My Texturing Process and Favorite Techniques

My process is: Base Layers > Color Variation > Edge Wear > Dirt/Scratches > Final Adjustments. I heavily rely on generators and filters for a non-destructive workflow. A favorite technique is using a black mask with a generator (like dirt), then hand-painting in the mask to precisely control where effects appear. I always export texture sets (Albedo, Roughness, Metallic, Normal) compatible with my target engine.

Comparing Creation Methods: From AI Generation to Manual Sculpting

Leveraging AI for Rapid Concept-to-Model Workflows

For rapid prototyping or when I need a creative jumpstart, I use AI 3D generation. I might feed a detailed text prompt or a sketch into Tripo to get a base mesh in seconds. This is invaluable for exploring shape variations. However, I treat the output as a high-poly concept or a base for retopology—it's rarely production-ready out of the box and requires my artistic oversight for cleanup and optimization.

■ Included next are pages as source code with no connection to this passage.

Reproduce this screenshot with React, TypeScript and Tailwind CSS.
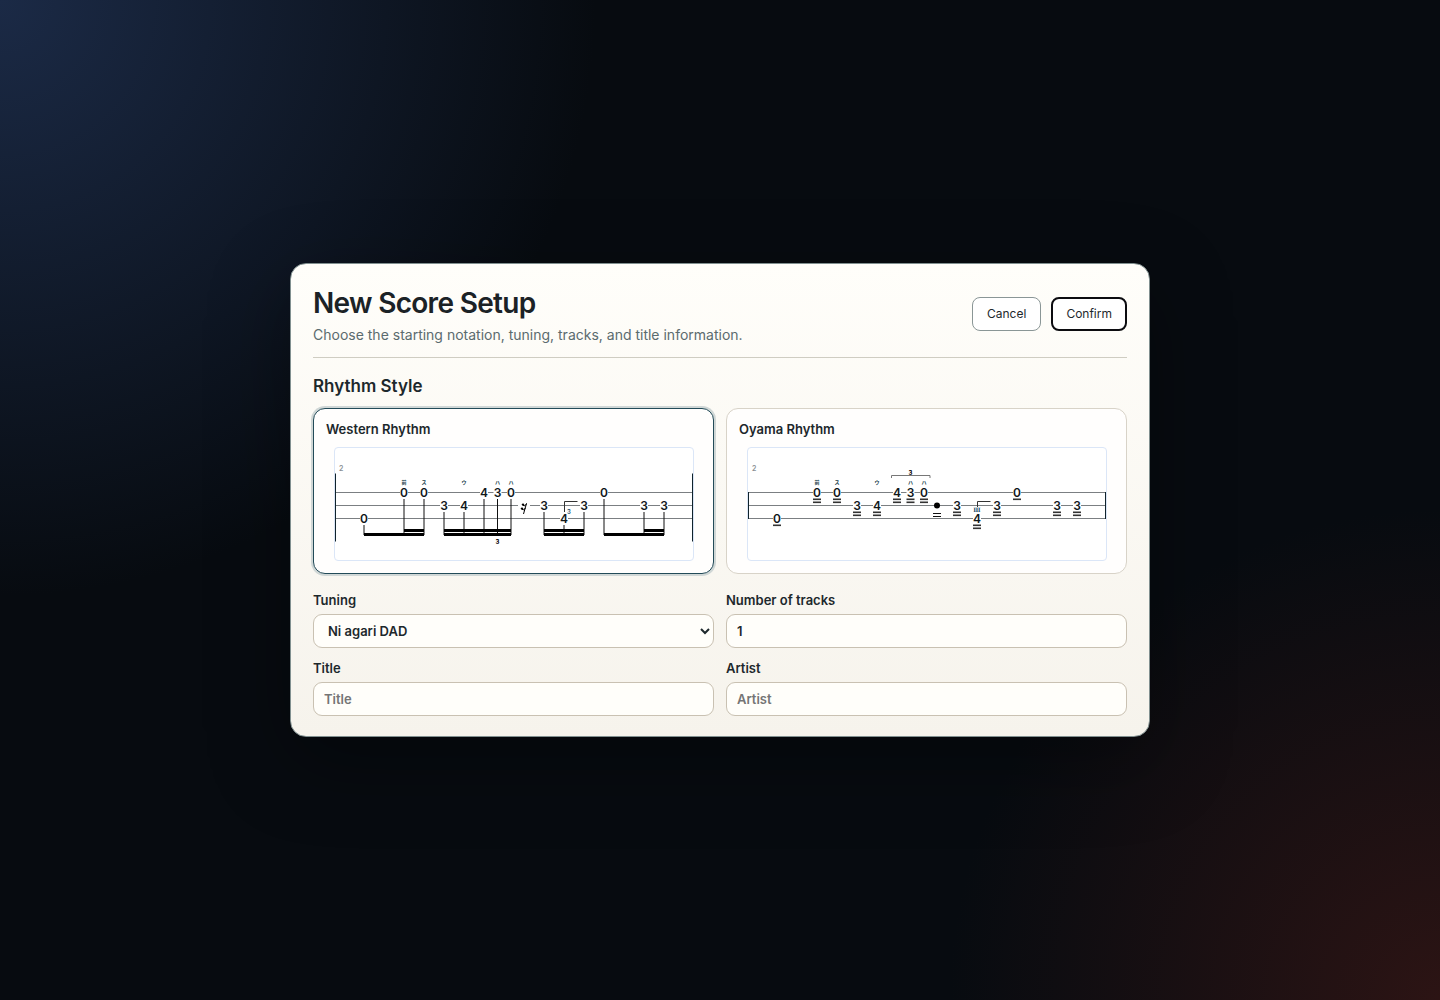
import { useState } from 'react'

type Glyph = { x: number; row: number; label: string; mark?: string; lines?: number }

const rows = [44.5, 57.5, 70.5]

const westernNotes: Glyph[] = [
  { x: 29, row: 2, label: '0' },
  { x: 69, row: 0, label: '0', mark: '前' },
  { x: 89, row: 0, label: '0', mark: 'ス' },
  { x: 109, row: 1, label: '3' },
  { x: 129, row: 1, label: '4', mark: 'ウ' },
  { x: 149, row: 0, label: '4' },
  { x: 162.5, row: 0, label: '3', mark: 'ハ' },
  { x: 176, row: 0, label: '0', mark: 'ハ' },
  { x: 209, row: 1, label: '3' },
  { x: 229, row: 2, label: '4' },
  { x: 249, row: 1, label: '3' },
  { x: 269, row: 0, label: '0' },
  { x: 309, row: 1, label: '3' },
  { x: 329, row: 1, label: '3' }
]

const oyamaLines = [1, 2, 2, 2, 2, 2, 2, 2, 2, 2, 2, 1, 2, 2]
const oyamaNotes = westernNotes.map((note, i) => ({ ...note, lines: oyamaLines[i] }))

// x start, x end, y
const beams = [
  [29, 89, 85],
  [69, 89, 81],
  [109, 176, 85],
  [109, 176, 81],
  [209, 249, 85],
  [209, 249, 81],
  [269, 329, 85],
  [309, 329, 81]
]

const Staff = () => (
  <g stroke="#7b7f82" strokeWidth="1">
    {rows.map((y) => (
      <line key={y} x1="0" y1={y} x2="358" y2={y} />
    ))}
  </g>
)

const Notes = ({ notes }: { notes: Glyph[] }) => (
  <>
    {notes.map((note) => (
      <g key={note.x} fill="#11181c" textAnchor="middle">
        <rect x={note.x - 4} y={rows[note.row] - 6} width="8" height="12" fill="#fff" />
        <text x={note.x} y={rows[note.row] + 4.5} fontSize="12" fontWeight="600">
          {note.label}
        </text>
        {note.mark && (
          <text x={note.x} y="36" fontSize="5" fontWeight="700" fill="#153d49">
            {note.mark}
          </text>
        )}
        {note.lines && <rect x={note.x - 4} y={rows[note.row] + 6} width="8" height="1.6" fill="#333" />}
        {note.lines === 2 && (
          <rect x={note.x - 4} y={rows[note.row] + 9} width="8" height="1.6" fill="#333" />
        )}
      </g>
    ))}
  </>
)

const WesternPreview = () => (
  <svg viewBox="0 0 358 112" className="block w-full" aria-hidden="true">
    <Staff />
    <text x="4" y="23" fontSize="7" fill="#8a8f93">2</text>
    <path d="M.5 25.500V93.500M357.500 25.500V93.500" stroke="#10232c" strokeWidth="1" />
    {westernNotes.map((note) => (
      <line key={note.x} x1={note.x} x2={note.x} y1={rows[note.row] + 6.5} y2="87" stroke="#111" strokeWidth="1" />
    ))}
    {beams.map(([x1, x2, y]) => (
      <rect key={`${x1}-${y}`} x={x1} y={y} width={x2 - x1} height="3" fill="#000" />
    ))}
    <Notes notes={westernNotes} />
    <rect x="183" y="50" width="12" height="18" fill="#fff" />
    <g stroke="#000" fill="none" strokeWidth="1">
      <path d="M188 57.200C189.500 58.500 190.800 57.500 191.500 55.500L188.500 66M187 61.200C188.500 62.300 189.600 61.800 190.300 60" />
      <circle cx="188" cy="56.600" r="1.200" fill="#000" stroke="none" />
      <circle cx="187" cy="60.600" r="1.200" fill="#000" stroke="none" />
    </g>
    <path d="M229.500 64V53.500H242.500" stroke="#333" fill="none" />
    <text x="234" y="66" fontSize="6" fontWeight="600" fill="#24506c" textAnchor="middle">3</text>
    <text x="162.500" y="96" fontSize="6" fontWeight="700" textAnchor="middle">3</text>
  </svg>
)

const OyamaPreview = () => (
  <svg viewBox="0 0 358 112" className="block w-full" aria-hidden="true">
    <Staff />
    <text x="4" y="23" fontSize="7" fill="#8a8f93">2</text>
    <path d="M.5 44V71M357.500 44V71" stroke="#10232c" strokeWidth="1" />
    <Notes notes={oyamaNotes} />
    <path d="M143.500 30V27.500H182V30" stroke="#777" fill="none" />
    <text x="162.500" y="27" fontSize="6" fontWeight="700" textAnchor="middle">3</text>
    <circle cx="189" cy="57.500" r="3" />
    <path d="M185 65.500h8M185 68.500h8" stroke="#111" strokeWidth="1" />
    <path d="M229.500 59V53.500H242.500" stroke="#333" fill="none" />
    <text x="229" y="64" fontSize="6" fill="#24506c" textAnchor="middle" className="font-['DejaVu_Serif',serif]">
      Ⅲ
    </text>
  </svg>
)

const styles = [
  { id: 'western', name: 'Western Rhythm', Preview: WesternPreview },
  { id: 'oyama', name: 'Oyama Rhythm', Preview: OyamaPreview }
]

const fieldClass =
  'h-[34px] w-full rounded-[9px] border border-[#c9c1b2] bg-[#fffefa] px-2.5 text-[13px] font-semibold text-[#1d282c] placeholder:text-[#757575] placeholder:opacity-100'

const App = () => {
  const [style, setStyle] = useState('western')

  return (
    <main className="flex min-h-screen items-center justify-center bg-[#070b10] bg-[radial-gradient(circle_at_top_left,#1b2a46_0%,transparent_34%),radial-gradient(circle_at_bottom_right,#2c1414_0%,transparent_28%)] p-6 font-['Inter','Noto_Sans_CJK_JP',sans-serif] text-[#1d282c]">
      <form
        className="w-full max-w-[860px] rounded-2xl border border-[#819090] bg-linear-to-b from-[#fffefa] to-[#f6f3ec] px-[22px] pt-[22px] pb-5 shadow-[0_24px_80px_rgba(0,0,0,0.35)]"
        onSubmit={(e) => e.preventDefault()}
      >
        <header className="flex items-center justify-between gap-4 border-b border-[#cfcdc2] pb-3">
          <div>
            <h1 className="text-[28px] leading-[34px] font-semibold tracking-tight text-[#1b2226]">New Score Setup</h1>
            <p className="mt-[5px] text-sm leading-5 text-[#5b6b6e]">
              Choose the starting notation, tuning, tracks, and title information.
            </p>
          </div>
          <div className="flex gap-2.5 pb-1">
            <button type="button" className="h-[34px] rounded-lg border border-[#8a9696] bg-white px-3.5 text-xs">
              Cancel
            </button>
            <button type="submit" className="h-[34px] rounded-lg border-2 border-[#0c0c10] bg-white px-[13px] text-xs">
              Confirm
            </button>
          </div>
        </header>

        <h2 className="mt-4 mb-2.5 text-[17px] leading-6 font-semibold">Rhythm Style</h2>
        <div className="grid grid-cols-2 gap-3">
          {styles.map(({ id, name, Preview }) => (
            <button
              key={id}
              type="button"
              aria-pressed={style === id}
              onClick={() => setStyle(id)}
              className={`rounded-xl border bg-[#fffefd] p-3 text-left text-[13px] font-semibold ${
                style === id ? 'border-[#234b58] shadow-[0_0_0_2px_#d0d7d6]' : 'border-[#d8d3c8]'
              }`}
            >
              <span className="block leading-4">{name}</span>
              <span className="mt-2.5 mr-[7px] ml-2 block overflow-hidden rounded-[4px] border border-[#dbe6f7] bg-white">
                <Preview />
              </span>
            </button>
          ))}
        </div>

        <div className="mt-[18px] grid grid-cols-2 gap-3 text-[13px] leading-4 font-semibold">
          <label className="grid gap-1.5">
            Tuning
            <select className={fieldClass}>
              <option>Ni agari DAD</option>
            </select>
          </label>
          <label className="grid gap-1.5">
            Number of tracks
            <input type="number" defaultValue="1" className={fieldClass} />
          </label>
          <label className="grid gap-1.5">
            Title
            <input type="text" placeholder="Title" className={fieldClass} />
          </label>
          <label className="grid gap-1.5">
            Artist
            <input type="text" placeholder="Artist" className={fieldClass} />
          </label>
        </div>
      </form>
    </main>
  )
}

export default App
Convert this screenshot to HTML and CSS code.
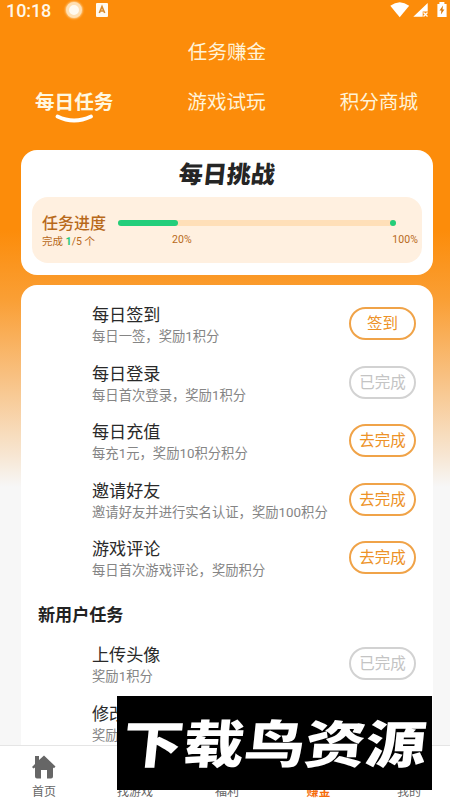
FILE: index.html
```html
<!DOCTYPE html>
<html lang="zh-CN">
<head>
<meta charset="utf-8">
<title>任务赚金</title>
<link rel="stylesheet" href="styles.css">
</head>
<body>
<div class="app">
  <header class="status">
    <span class="clock">10:18</span>
    <span class="rec"></span>
    <svg class="ime" width="12" height="14" viewBox="0 0 12 14"><rect width="12" height="14" rx="1" fill="#fffaf0"/><path d="M3.3 10 6 3.6 8.7 10M4.2 8h3.6" fill="none" stroke="#d98a2b" stroke-width="1.6"/></svg>
    <svg class="signals" width="58" height="18" viewBox="0 0 58 18">
      <path d="M.3 4.8Q9.7-2.2 19.2 4.8L9.7 16.3Z" fill="#fff"/>
      <path d="M37.7 2v8.5h-5v5.3h-9.4Z" fill="#fff"/>
      <path d="m33.5 11.5 4 4m0-4-4 4" stroke="#fff" stroke-width="1.3"/>
      <path d="M47.4 3h2V1h5v2h2.2v13h-9.2Z" fill="#fff"/>
      <path d="m53 4.4-3.5 5h1.9l-.5 4 3.5-5h-1.9Z" fill="#d9790c"/>
    </svg>
  </header>
  <h1 class="page-title">任务赚金</h1>
  <nav class="tabs">
    <span class="tab active">每日任务<svg class="smile" width="40" height="10" viewBox="0 0 40 10"><path d="M2.5 2.5Q19 10.5 36 2.5" fill="none" stroke="#fff" stroke-width="3.8" stroke-linecap="round"/></svg></span>
    <span class="tab">游戏试玩</span>
    <span class="tab">积分商城</span>
  </nav>
  <section class="card challenge">
    <h2>每日挑战</h2>
    <div class="progress">
      <div class="summary"><strong>任务进度</strong><span>完成 <b>1</b>/5 个</span></div>
      <div class="meter">
        <div class="track"><i class="fill"></i><i class="end"></i></div>
        <div class="marks"><span>20%</span><span>100%</span></div>
      </div>
    </div>
  </section>
  <section class="card tasks">
    <div class="task"><div><h3>每日签到</h3><p>每日一签，奖励1积分</p></div><button>签到</button></div>
    <div class="task"><div><h3>每日登录</h3><p>每日首次登录，奖励1积分</p></div><button class="done">已完成</button></div>
    <div class="task"><div><h3>每日充值</h3><p>每充1元，奖励10积分积分</p></div><button>去完成</button></div>
    <div class="task"><div><h3>邀请好友</h3><p>邀请好友并进行实名认证，奖励100积分</p></div><button>去完成</button></div>
    <div class="task"><div><h3>游戏评论</h3><p>每日首次游戏评论，奖励积分</p></div><button>去完成</button></div>
    <h4>新用户任务</h4>
    <div class="task"><div><h3>上传头像</h3><p>奖励1积分</p></div><button class="done">已完成</button></div>
    <div class="task"><div><h3>修改昵称</h3><p>奖励1积分</p></div></div>
  </section>
  <nav class="bottom">
    <span class="item"><svg width="24" height="24" viewBox="0 0 24 24"><path d="M0 12 3 9V1h4v4l5-4.5 11.5 11-1.5 1.7-1-.7v9q0 2-2 2h-4v-8.5H9v8.5H5q-2 0-2-2v-9l-1.5 1Z" fill="#666"/></svg>首页</span>
    <span class="item">找游戏</span>
    <span class="item">福利</span>
    <span class="item current">赚金</span>
    <span class="item">我的</span>
  </nav>
  <div class="banner"><span>下载鸟资源</span></div>
</div>
</body>
</html>
```

FILE: styles.css
```css
* { box-sizing: border-box; margin: 0; padding: 0; }
body { font-family: Roboto, "Noto Sans CJK SC", sans-serif; }
.app {
  position: relative;
  width: 450px;
  height: 800px;
  overflow: hidden;
  display: flex;
  flex-direction: column;
  background: linear-gradient(#fc8c0a 0, #fc8c0a 230px, #fa9f35 300px, #f8c080 375px, #f7e6d2 455px, #f7f7f7 487px);
}
.status { height: 22px; flex: none; display: flex; align-items: center; padding: 0 2px 2px 6px; color: #fff8e8; }
.clock { font-size: 18px; width: 60px; letter-spacing: -.1px; font-weight: 500; }
.rec { width: 16px; height: 16px; border-radius: 50%; border: 3px solid #ffe0b4; background: #fffaf0; box-shadow: 0 0 2px 1px #ffc57b; }
.ime { margin-left: 14px; }
.signals { margin-left: auto; }
.page-title { height: 58px; flex: none; line-height: 61px; text-align: center; font-size: 19.6px; font-weight: 400; color: #fff3d8; padding-left: 4px; }
.tabs { display: flex; justify-content: space-between; height: 70px; flex: none; padding: 8px 32px 0 35px; font-size: 19.6px; line-height: 30px; color: #fff3d8; }
.tab { position: relative; }
.active { font-weight: 700; color: #fff8e0; }
.smile { position: absolute; left: 20px; top: 26px; }
.card { margin: 0 17px 0 21px; background: #fff; border-radius: 16px; flex: none; }
.challenge { height: 125px; padding: 0 11px; }
.challenge h2 { height: 47px; line-height: 50px; text-align: center; font-size: 24px; font-weight: 900; color: #252525; transform: skewX(-6deg); }
.progress { height: 66px; border-radius: 16px; background: #fff0e0; display: flex; padding: 15px 3px 0 10px; color: #b8691a; }
.summary { width: 76px; display: flex; flex-direction: column; }
.summary strong { font-size: 16px; line-height: 22px; font-weight: 500; white-space: nowrap; padding-top: 1px; }
.summary span { font-size: 10.5px; line-height: 13px; }
.summary b { color: #27c778; font-weight: 700; }
.meter { flex: 1; }
.track { height: 6px; width: 278px; margin-top: 8px; border-radius: 3px; background: #ffdfb8; display: flex; justify-content: space-between; }
.fill { width: 60px; border-radius: 3px; background: #23ce7b; }
.end { width: 6px; border-radius: 50%; background: #23ce7b; }
.marks { display: flex; justify-content: space-between; padding: 8px 1px 0 54px; font-size: 10.5px; line-height: 12px; letter-spacing: .1px; }
.tasks { margin-top: 10px; height: 530px; padding: 9px 17px 0 17px; }
.task { height: 58.6px; padding-left: 54px; display: flex; justify-content: space-between; align-items: flex-start; }
.task h3 { font-size: 17.1px; line-height: 23px; margin-top: 10px; font-weight: 400; color: #292929; }
.task p { font-size: 13.33px; line-height: 19px; color: #858585; white-space: nowrap; }
.task button { width: 67px; height: 33px; margin: 13px 0 0; border: 2px solid #f0a348; border-radius: 17px; background: #fff; color: #ed9227; font: 15.5px/29px Roboto, "Noto Sans CJK SC", sans-serif; padding-top: 1px; }
.task .done { border-color: #d2d2d2; color: #c4c4c4; }
.tasks h4 { height: 47.5px; line-height: 56px; font-size: 17.1px; font-weight: 700; color: #222; }
.bottom { position: absolute; left: 0; right: 0; bottom: 0; height: 55px; border-top: 1px solid #e5e5e5; background: #fff; display: grid; grid-template-columns: 88px 94px 90px 93px 88px; }
.item { display: flex; flex-direction: column; justify-content: flex-end; align-items: center; font-size: 12px; line-height: 16px; color: #666; gap: 5px; }
.current { color: #f56b0a; font-weight: 700; }
.banner { position: absolute; left: 117px; top: 696px; width: 315px; height: 94px; background: #000; color: #fff; display: flex; align-items: center; justify-content: center; }
.banner span { font-size: 51px; line-height: 94px; font-weight: 900; white-space: nowrap; transform: translateY(3px) scaleX(1.19) skewX(-5deg); }
```
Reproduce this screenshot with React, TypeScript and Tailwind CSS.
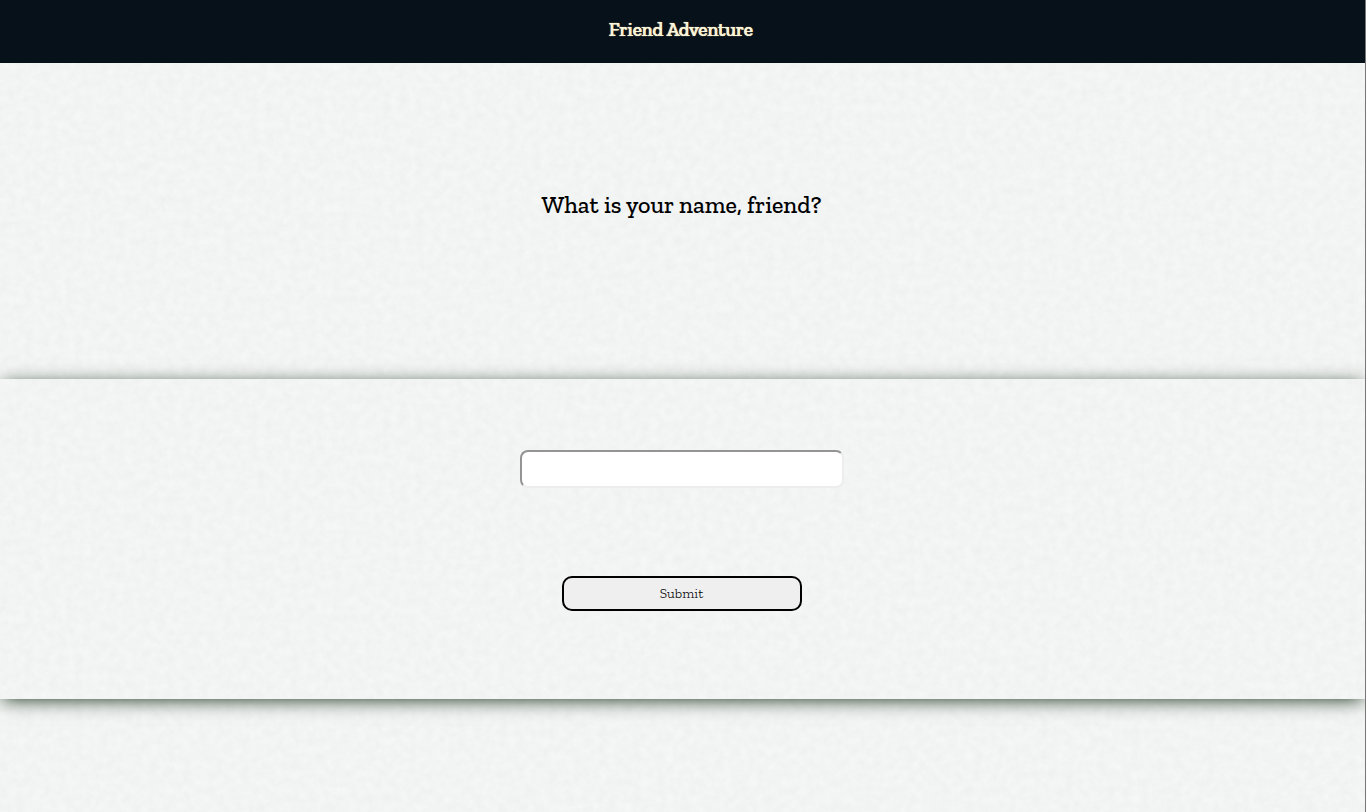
import { useState } from "react";

function PaperTexture({ id }: { id: string }) {
  return (
    <svg aria-hidden="true" className="pointer-events-none absolute inset-0 h-full w-full">
      <filter id={id} x="0" y="0" width="100%" height="100%" colorInterpolationFilters="sRGB">
        <feTurbulence type="fractalNoise" baseFrequency="0.12" numOctaves="3" seed="8" stitchTiles="stitch" />
        <feColorMatrix
          values="0.036 0 0 0 0.932
                  0.036 0 0 0 0.938
                  0.036 0 0 0 0.936
                  0 0 0 0 1"
        />
      </filter>
      <rect width="100%" height="100%" filter={`url(#${id})`} />
    </svg>
  );
}

export default function App() {
  const [name, setName] = useState("");

  return (
    <div className="flex min-h-screen flex-col overflow-hidden border-r border-[#777777] bg-[#f2f4f3] font-['Zilla_Slab','DejaVu_Serif',serif] text-black">
      <header className="flex h-[63px] items-center justify-center bg-[#061119] pr-1 pb-0.5">
        <h1 className="text-[19px] font-normal text-[#fbf6da] [text-shadow:1px_0_0_#fbf6da,0_0_1px_#fbf6da]">Friend Adventure</h1>
      </header>
      <main className="relative flex grow flex-col">
        <PaperTexture id="paper-page" />
        <section className="relative flex h-[316px] items-center justify-center pr-0.5 pb-8">
          <h2 className="text-2xl font-medium">
            <label htmlFor="friend-name">What is your name, friend?</label>
          </h2>
        </section>
        <section className="relative h-80 shadow-[0_3px_18px_-3px_#0f2810]">
          <PaperTexture id="paper-panel" />
          <form
            className="relative flex flex-col items-center pt-[71px] pr-0.5"
            onSubmit={(event) => event.preventDefault()}
          >
            <input
              id="friend-name"
              type="text"
              value={name}
              onChange={(event) => setName(event.target.value)}
              className="h-[38px] w-[324px] rounded-lg border-2 border-t-[#949494] border-r-[#ededed] border-b-[#ededed] border-l-[#949494] bg-white px-2 text-base"
            />
            <button
              type="submit"
              className="mt-[88px] h-[35px] w-60 rounded-[10px] border-2 border-black bg-[#efefef] text-sm font-light text-black"
            >
              Submit
            </button>
          </form>
        </section>
      </main>
    </div>
  );
}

Traditional Polygon Modeling vs. Digital Sculpting

Hard-surface items like buckles and zippers are best done with precise poly modeling. For organic, high-detail forms like a crumpled leather pouch or stuffed bag, I sculpt in ZBrush or Blender. My rule of thumb: use sculpting for organic, complex surfaces, and poly modeling for mechanical, precision-based parts. Most professional assets, like a detailed backpack, are a hybrid of both techniques.

How I Choose the Right Tool for the Project

The choice hinges on three questions: What is the deadline? What is the final use (pre-rendered vs. real-time)? What is the required detail level? For a quick game asset, I might model and texture manually. For a complex hero asset, I might use AI for a concept block, sculpt high-frequency details, retopologize for low-poly, then texture. The modern toolkit is about choosing the most efficient path for each task, not using one method for everything.